The exhibition is notably supported by the US investment bank Citi, and is not part of the museum’s more than 20-year sponsorship deal with BP. The energy firm, named by the Guardian newspaper as one of the world’s largest emitters of greenhouse gases, is instead the title sponsor of the current Troy: Myth and Reality exhibition (until 8 March).
However, anti-oil activists say the British Museum should demonstrate “climate leadership” by rejecting further funding from BP. The British Museum has “shuffled around its sponsors to save face”, tweeted the campaigning group BP or not BP?, which protested at a Troy VIP preview event in November.

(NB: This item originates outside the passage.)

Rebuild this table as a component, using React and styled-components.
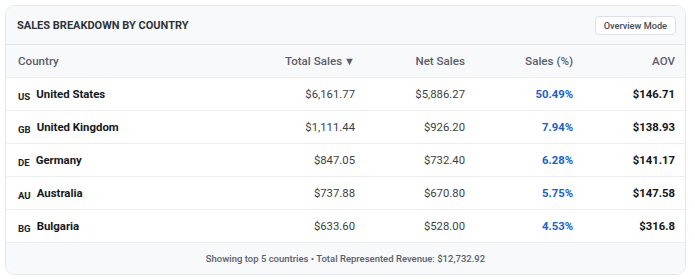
import React from 'react';
import styled, { createGlobalStyle } from 'styled-components';

const GlobalStyle = createGlobalStyle`
  body {
    margin: 5px;
    background: #ffffff;
    font-family: Roboto, "Open Sans", sans-serif;
    font-stretch: 92%;
  }
`;

const Card = styled.div`
  width: 681px;
  box-sizing: border-box;
  border: 1px solid #e3e6ea;
  border-radius: 10px;
  overflow: hidden;
  background: #ffffff;
`;

const CardHeader = styled.div`
  display: flex;
  justify-content: space-between;
  align-items: center;
  height: 38px;
  padding: 0 9px 0 11px;
  background: #f8f9fb;
  border-bottom: 1px solid #e3e6ea;
`;

const Title = styled.h3`
  margin: 0;
  font-size: 11px;
  font-weight: 700;
  color: #2f3439;
`;

const ModeButton = styled.button`
  height: 19px;
  padding: 0 8px;
  background: #ffffff;
  border: 1px solid #dcdfe3;
  border-radius: 4px;
  font-family: inherit;
  font-stretch: inherit;
  font-size: 9.2px;
  font-weight: 500;
  color: #444b55;
`;

const Row = styled.div`
  display: grid;
  grid-template-columns: 1fr 124px 110px 108px 102px;
  align-items: center;
  height: 33px;
  background: ${p => (p.$head ? '#f8f9fb' : '#ffffff')};
  border-bottom: 1px solid #eceef1;
  box-sizing: border-box;
`;

const Cell = styled.div`
  padding: 0 10px 0 12px;
  text-align: ${p => (p.$left ? 'left' : 'right')};
  font-size: 11.3px;
  white-space: nowrap;
  color: ${p => p.$color || '#3a3f45'};
  font-weight: ${p => p.$weight || 400};
`;

const HeadCell = styled(Cell)`
  font-size: 11.6px;
  color: #5a6068;
  font-weight: 500;
`;

const SortArrow = styled.span`
  margin-left: 2px;
  font-size: 11px;
`;

const CountryCell = styled(Cell)`
  display: flex;
  align-items: baseline;
  gap: 6px;
  font-size: 11.4px;
  color: #15191e;
  font-weight: 700;
`;

const Code = styled.span`
  font-size: 9.6px;
  font-weight: 700;
  color: #1c2127;
  transform: translateY(2px);
`;

const Footer = styled.div`
  height: 31px;
  display: flex;
  align-items: center;
  justify-content: center;
  background: #f8f9fb;
  font-size: 9.5px;
  font-weight: 500;
  color: #5a6068;
`;

const rows = [
  { code: 'US', name: 'United States', total: '$6,161.77', net: '$5,886.27', pct: '50.49%', aov: '$146.71' },
  { code: 'GB', name: 'United Kingdom', total: '$1,111.44', net: '$926.20', pct: '7.94%', aov: '$138.93' },
  { code: 'DE', name: 'Germany', total: '$847.05', net: '$732.40', pct: '6.28%', aov: '$141.17' },
  { code: 'AU', name: 'Australia', total: '$737.88', net: '$670.80', pct: '5.75%', aov: '$147.58' },
  { code: 'BG', name: 'Bulgaria', total: '$633.60', net: '$528.00', pct: '4.53%', aov: '$316.8' },
];

export default function App() {
  return (
    <>
      <GlobalStyle />
      <Card>
        <CardHeader>
          <Title>SALES BREAKDOWN BY COUNTRY</Title>
          <ModeButton>Overview Mode</ModeButton>
        </CardHeader>
        <Row $head>
          <HeadCell $left>Country</HeadCell>
          <HeadCell>Total Sales<SortArrow>▼</SortArrow></HeadCell>
          <HeadCell>Net Sales</HeadCell>
          <HeadCell>Sales (%)</HeadCell>
          <HeadCell>AOV</HeadCell>
        </Row>
        {rows.map(r => (
          <Row key={r.code}>
            <CountryCell $left>
              <Code>{r.code}</Code>
              {r.name}
            </CountryCell>
            <Cell>{r.total}</Cell>
            <Cell>{r.net}</Cell>
            <Cell $color="#1a5fd0" $weight={700}>{r.pct}</Cell>
            <Cell $color="#111418" $weight={700}>{r.aov}</Cell>
          </Row>
        ))}
        <Footer>Showing top 5 countries • Total Represented Revenue: $12,732.92</Footer>
      </Card>
    </>
  );
}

The group is planning a large-scale “performance action” at that exhibition on 8 February.
In a tweet using the hashtag #ClimateEmergency, the organisation Culture Unstained points out that Citi has also funded “major fossil fuel projects” such as the controversial Dakota Access pipeline in the US, which was contested by environmentalists and thousands of Native Americans in 2017. The bank has made public commitments to sustainability, pledging to switch its global operations to renewable energy and to conduct $100bn worth of transactions that reduce the impacts of climate change by 2023.
The British Museum’s director, Hartwig Fischer, has denied accusations of hypocrisy in promoting awareness of climate change while continuing to accept sponsorship from BP. “I don’t think it’s contradictory”, he told UK media. “We are all exposed to the challenges [of climate change] and have to think together how to find the right solution to mitigate the effects of these changes.” Amid growing scrutiny of the ethics of museum funders, Fischer last year defended BP’s sponsorship as “vital” to the institution’s educational mission.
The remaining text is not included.